## WHAT TO PRODUCE
Your job is to retype all of the data word for word, leaving every image out.

----------

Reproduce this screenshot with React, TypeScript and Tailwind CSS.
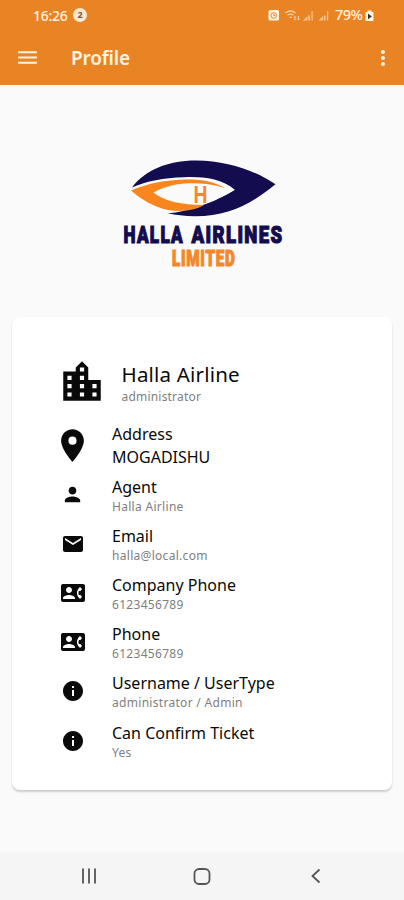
import type { ReactNode } from 'react';
import { MdContactPhone, MdEmail, MdInfo, MdLocationCity, MdLocationOn, MdMenu, MdMoreVert, MdPerson } from 'react-icons/md';

interface ProfileField {
  label: string;
  value: string;
  icon: ReactNode;
}

const fields: ProfileField[] = [
  { label: 'Agent', value: 'Halla Airline', icon: <MdPerson size={23} /> },
  { label: 'Email', value: 'halla@local.com', icon: <MdEmail size={24} /> },
  { label: 'Company Phone', value: '6123456789', icon: <MdContactPhone size={24} /> },
  { label: 'Phone', value: '6123456789', icon: <MdContactPhone size={24} /> },
  { label: 'Username / UserType', value: 'administrator / Admin', icon: <MdInfo size={24} /> },
  { label: 'Can Confirm Ticket', value: 'Yes', icon: <MdInfo size={24} /> },
];

function StatusBar() {
  return (
    <div className="flex h-[30px] items-center pl-[33px] pr-[30px] text-[14px] font-medium text-[#fff3e0]">
      <span className="w-[40px] tracking-[-0.3px]">16:26</span>
      <span className="flex h-[14px] w-[14px] items-center justify-center rounded-full bg-[#fbe6cf] text-[9px] font-bold text-[#6b5a48]">2</span>
      <svg className="ml-auto" width="63" height="14" viewBox="0 0 63 14" fill="none">
        <rect x="0.5" y="2" width="10.5" height="10.5" rx="1.5" fill="#fff3e0" />
        <circle cx="5.8" cy="7.5" r="2.8" stroke="#e98425" />
        <path d="M5.8 6V7.5h1.2" stroke="#e98425" />
        <g stroke="#fad9b5" strokeWidth="1.3" opacity=".85">
          <path d="M17.5 5q5-4 10 0M19.5 7.2q3-2.2 6 0M21.5 9.3h2.5" />
          <path d="M27 12.5V8.5m-1.2 1.3L27 8.5l1.2 1.3M30.5 8v4m-1.2-1.2L30.5 12l1.2-1.2" strokeWidth="1" />
        </g>
        <g fill="#fad9b5" opacity=".75">
          <path d="M35 12.5l4.5-4.5v4.5zM40.3 7.5h1.8v5h-1.8zM43.5 3h1.2v9.5h-1.2zM50.5 12.5l4.5-4.5v4.5zM55.8 7.5h1.8v5h-1.8zM59 3h1.2v9.5H59z" />
        </g>
      </svg>
      <span className="ml-1 w-[30px] text-[14.5px] tracking-[-0.5px]">79%</span>
      <svg width="9" height="14" viewBox="0 0 9 14">
        <path d="M2.5 2.5h4V4h2v9H.5V4h2z" fill="#fff3e0" />
        <path d="M3 5.5l3.8 2.9L3 11.3z" fill="#3b3027" />
      </svg>
    </div>
  );
}

function AirlineLogo() {
  return (
    <svg className="shrink-0" width="184" height="125" viewBox="110 150 184 125">
      {/* Upper lid and right side */}
      <path
        d="M132 187.5C145 170 168 160.5 196 160.5C228 161 254 170 275.5 184.3C251 204 229 216 195 216.3Q179 216 168 213.3C192 213 207 206 218 199Q229 194 235 190C221 178 201 176.5 184 177.3C163 178 147 181 132 187.5Z"
        fill="#130d4f"
      />
      <path d="M196 216C222 215 240 206 255 196L235 190Q218 201 196 207Q184 212 168 213.3Z" fill="#130d4f" />
      {/* Lower lid */}
      <path
        d="M131 190.5C147 183.5 165 180 187 179.5C204 179.5 215 182 225 188C207 182.5 190 182.5 176 184.5Q163 187 153.5 192.5C164 201 181 205 204 205C194 211 180 212 168 210C154 207 142 200 131 190.5Z"
        fill="#f8851d"
      />
      <text x="193.5" y="203" fontFamily="Liberation Sans" fontWeight="700" fontSize="23" textLength="14" lengthAdjust="spacingAndGlyphs" fill="#ec8a35">H</text>
      <g fontFamily="Roboto" fontWeight="900">
        <g fill="#130d4f" stroke="#130d4f" strokeWidth="1.2" fontSize="24" letterSpacing="1.8">
          <text x="123.5" y="242.5" textLength="60.5" lengthAdjust="spacingAndGlyphs">HALLA</text>
          <text x="191.5" y="242.5" textLength="92" lengthAdjust="spacingAndGlyphs">AIRLINES</text>
        </g>
        <text x="172" y="265.7" fontSize="21.5" letterSpacing="1" textLength="63.5" lengthAdjust="spacingAndGlyphs" fill="#f3872c" stroke="#f3872c" strokeWidth="1.1">LIMITED</text>
      </g>
    </svg>
  );
}

function FieldRow({ label, value, icon }: ProfileField) {
  return (
    <div className="flex h-[49.2px]">
      <div className="flex w-[53px] items-center justify-center pb-[2px]">{icon}</div>
      <div className="ml-[13px] pt-[5.6px]">
        <p className="text-[16px] leading-[20px]">{label}</p>
        <p className="text-[12px] leading-[20px] tracking-[0.3px] text-[#808080]">{value}</p>
      </div>
    </div>
  );
}

export default function App() {
  return (
    <div className="flex h-[900px] w-[404px] flex-col overflow-hidden bg-[#fafafa] font-['Noto_Sans',sans-serif] text-[#0a0a0a]">
      <header className="h-[85px] shrink-0 bg-[#e98425]">
        <StatusBar />
        <div className="flex h-[55px] items-center pl-[15px] pr-[9px] text-[#fff3e0]">
          <MdMenu size={25} />
          <h1 className="ml-[31px] pt-[1px] text-[19px] font-semibold tracking-[-0.2px]">Profile</h1>
          <MdMoreVert size={24} className="ml-auto" />
        </div>
      </header>

      <main className="flex-1">
        <div className="flex h-[232px] pl-[110px] pt-[65px]">
          <AirlineLogo />
        </div>

        <section className="mx-3 h-[473px] rounded-[8px] bg-white pl-[34px] pt-[41px] shadow-[0_2px_2px_rgba(0,0,0,0.18)]">
          <div className="flex h-[64px]">
            <MdLocationCity size={50} className="ml-[11px] -mt-[1px]" />
            <div className="ml-[14.5px] pt-[2px]">
              <h2 className="text-[20.5px] leading-[28px] tracking-[0.2px]">Halla Airline</h2>
              <p className="text-[12px] leading-[18px] tracking-[0.2px] text-[#808080]">administrator</p>
            </div>
          </div>

          <div className="flex h-[49px]">
            <div className="flex w-[53px] justify-center pt-[4px]">
              <MdLocationOn size={39} />
            </div>
            <div className="ml-[13px] pt-[1px] text-[16px] leading-[23px]">
              <p>Address</p>
              <p>MOGADISHU</p>
            </div>
          </div>

          {fields.map((field) => (
            <FieldRow key={field.label} {...field} />
          ))}
        </section>
      </main>

      <nav className="flex h-[48px] shrink-0 items-center bg-[#f5f5f5] pl-[80px]">
        <svg width="245" height="20" viewBox="0 0 245 20" fill="none" stroke="#555">
          <path d="M3 2.5v15M9 2.5v15M15 2.5v15" strokeWidth="1.8" />
          <rect x="114.5" y="3" width="15" height="15" rx="4.5" strokeWidth="1.8" />
          <path d="M239.5 3.5l-7 6.5 7 6.5" strokeWidth="1.8" />
        </svg>
      </nav>
    </div>
  );
}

----------

## EXERCISE RESULT
Reproduce this screenshot with React, TypeScript and Tailwind CSS.
import type { ReactNode } from 'react';
import { MdContactPhone, MdEmail, MdInfo, MdLocationCity, MdLocationOn, MdMenu, MdMoreVert, MdPerson } from 'react-icons/md';

interface ProfileField {
  label: string;
  value: string;
  icon: ReactNode;
}

const fields: ProfileField[] = [
  { label: 'Agent', value: 'Halla Airline', icon: <MdPerson size={23} /> },
  { label: 'Email', value: 'halla@local.com', icon: <MdEmail size={24} /> },
  { label: 'Company Phone', value: '6123456789', icon: <MdContactPhone size={24} /> },
  { label: 'Phone', value: '6123456789', icon: <MdContactPhone size={24} /> },
  { label: 'Username / UserType', value: 'administrator / Admin', icon: <MdInfo size={24} /> },
  { label: 'Can Confirm Ticket', value: 'Yes', icon: <MdInfo size={24} /> },
];

function StatusBar() {
  return (
    <div className="flex h-[30px] items-center pl-[33px] pr-[30px] text-[14px] font-medium text-[#fff3e0]">
      <span className="w-[40px] tracking-[-0.3px]">16:26</span>
      <span className="flex h-[14px] w-[14px] items-center justify-center rounded-full bg-[#fbe6cf] text-[9px] font-bold text-[#6b5a48]">2</span>
      <svg className="ml-auto" width="63" height="14" viewBox="0 0 63 14" fill="none">
        <rect x="0.5" y="2" width="10.5" height="10.5" rx="1.5" fill="#fff3e0" />
        <circle cx="5.8" cy="7.5" r="2.8" stroke="#e98425" />
        <path d="M5.8 6V7.5h1.2" stroke="#e98425" />
        <g stroke="#fad9b5" strokeWidth="1.3" opacity=".85">
          <path d="M17.5 5q5-4 10 0M19.5 7.2q3-2.2 6 0M21.5 9.3h2.5" />
          <path d="M27 12.5V8.5m-1.2 1.3L27 8.5l1.2 1.3M30.5 8v4m-1.2-1.2L30.5 12l1.2-1.2" strokeWidth="1" />
        </g>
        <g fill="#fad9b5" opacity=".75">
          <path d="M35 12.5l4.5-4.5v4.5zM40.3 7.5h1.8v5h-1.8zM43.5 3h1.2v9.5h-1.2zM50.5 12.5l4.5-4.5v4.5zM55.8 7.5h1.8v5h-1.8zM59 3h1.2v9.5H59z" />
        </g>
      </svg>
      <span className="ml-1 w-[30px] text-[14.5px] tracking-[-0.5px]">79%</span>
      <svg width="9" height="14" viewBox="0 0 9 14">
        <path d="M2.5 2.5h4V4h2v9H.5V4h2z" fill="#fff3e0" />
        <path d="M3 5.5l3.8 2.9L3 11.3z" fill="#3b3027" />
      </svg>
    </div>
  );
}

function AirlineLogo() {
  return (
    <svg className="shrink-0" width="184" height="125" viewBox="110 150 184 125">
      {/* Upper lid and right side */}
      <path
        d="M132 187.5C145 170 168 160.5 196 160.5C228 161 254 170 275.5 184.3C251 204 229 216 195 216.3Q179 216 168 213.3C192 213 207 206 218 199Q229 194 235 190C221 178 201 176.5 184 177.3C163 178 147 181 132 187.5Z"
        fill="#130d4f"
      />
      <path d="M196 216C222 215 240 206 255 196L235 190Q218 201 196 207Q184 212 168 213.3Z" fill="#130d4f" />
      {/* Lower lid */}
      <path
        d="M131 190.5C147 183.5 165 180 187 179.5C204 179.5 215 182 225 188C207 182.5 190 182.5 176 184.5Q163 187 153.5 192.5C164 201 181 205 204 205C194 211 180 212 168 210C154 207 142 200 131 190.5Z"
        fill="#f8851d"
      />
      <text x="193.5" y="203" fontFamily="Liberation Sans" fontWeight="700" fontSize="23" textLength="14" lengthAdjust="spacingAndGlyphs" fill="#ec8a35">H</text>
      <g fontFamily="Roboto" fontWeight="900">
        <g fill="#130d4f" stroke="#130d4f" strokeWidth="1.2" fontSize="24" letterSpacing="1.8">
          <text x="123.5" y="242.5" textLength="60.5" lengthAdjust="spacingAndGlyphs">HALLA</text>
          <text x="191.5" y="242.5" textLength="92" lengthAdjust="spacingAndGlyphs">AIRLINES</text>
        </g>
        <text x="172" y="265.7" fontSize="21.5" letterSpacing="1" textLength="63.5" lengthAdjust="spacingAndGlyphs" fill="#f3872c" stroke="#f3872c" strokeWidth="1.1">LIMITED</text>
      </g>
    </svg>
  );
}

function FieldRow({ label, value, icon }: ProfileField) {
  return (
    <div className="flex h-[49.2px]">
      <div className="flex w-[53px] items-center justify-center pb-[2px]">{icon}</div>
      <div className="ml-[13px] pt-[5.6px]">
        <p className="text-[16px] leading-[20px]">{label}</p>
        <p className="text-[12px] leading-[20px] tracking-[0.3px] text-[#808080]">{value}</p>
      </div>
    </div>
  );
}

export default function App() {
  return (
    <div className="flex h-[900px] w-[404px] flex-col overflow-hidden bg-[#fafafa] font-['Noto_Sans',sans-serif] text-[#0a0a0a]">
      <header className="h-[85px] shrink-0 bg-[#e98425]">
        <StatusBar />
        <div className="flex h-[55px] items-center pl-[15px] pr-[9px] text-[#fff3e0]">
          <MdMenu size={25} />
          <h1 className="ml-[31px] pt-[1px] text-[19px] font-semibold tracking-[-0.2px]">Profile</h1>
          <MdMoreVert size={24} className="ml-auto" />
        </div>
      </header>

      <main className="flex-1">
        <div className="flex h-[232px] pl-[110px] pt-[65px]">
          <AirlineLogo />
        </div>

        <section className="mx-3 h-[473px] rounded-[8px] bg-white pl-[34px] pt-[41px] shadow-[0_2px_2px_rgba(0,0,0,0.18)]">
          <div className="flex h-[64px]">
            <MdLocationCity size={50} className="ml-[11px] -mt-[1px]" />
            <div className="ml-[14.5px] pt-[2px]">
              <h2 className="text-[20.5px] leading-[28px] tracking-[0.2px]">Halla Airline</h2>
              <p className="text-[12px] leading-[18px] tracking-[0.2px] text-[#808080]">administrator</p>
            </div>
          </div>

          <div className="flex h-[49px]">
            <div className="flex w-[53px] justify-center pt-[4px]">
              <MdLocationOn size={39} />
            </div>
            <div className="ml-[13px] pt-[1px] text-[16px] leading-[23px]">
              <p>Address</p>
              <p>MOGADISHU</p>
            </div>
          </div>

          {fields.map((field) => (
            <FieldRow key={field.label} {...field} />
          ))}
        </section>
      </main>

      <nav className="flex h-[48px] shrink-0 items-center bg-[#f5f5f5] pl-[80px]">
        <svg width="245" height="20" viewBox="0 0 245 20" fill="none" stroke="#555">
          <path d="M3 2.5v15M9 2.5v15M15 2.5v15" strokeWidth="1.8" />
          <rect x="114.5" y="3" width="15" height="15" rx="4.5" strokeWidth="1.8" />
          <path d="M239.5 3.5l-7 6.5 7 6.5" strokeWidth="1.8" />
        </svg>
      </nav>
    </div>
  );
}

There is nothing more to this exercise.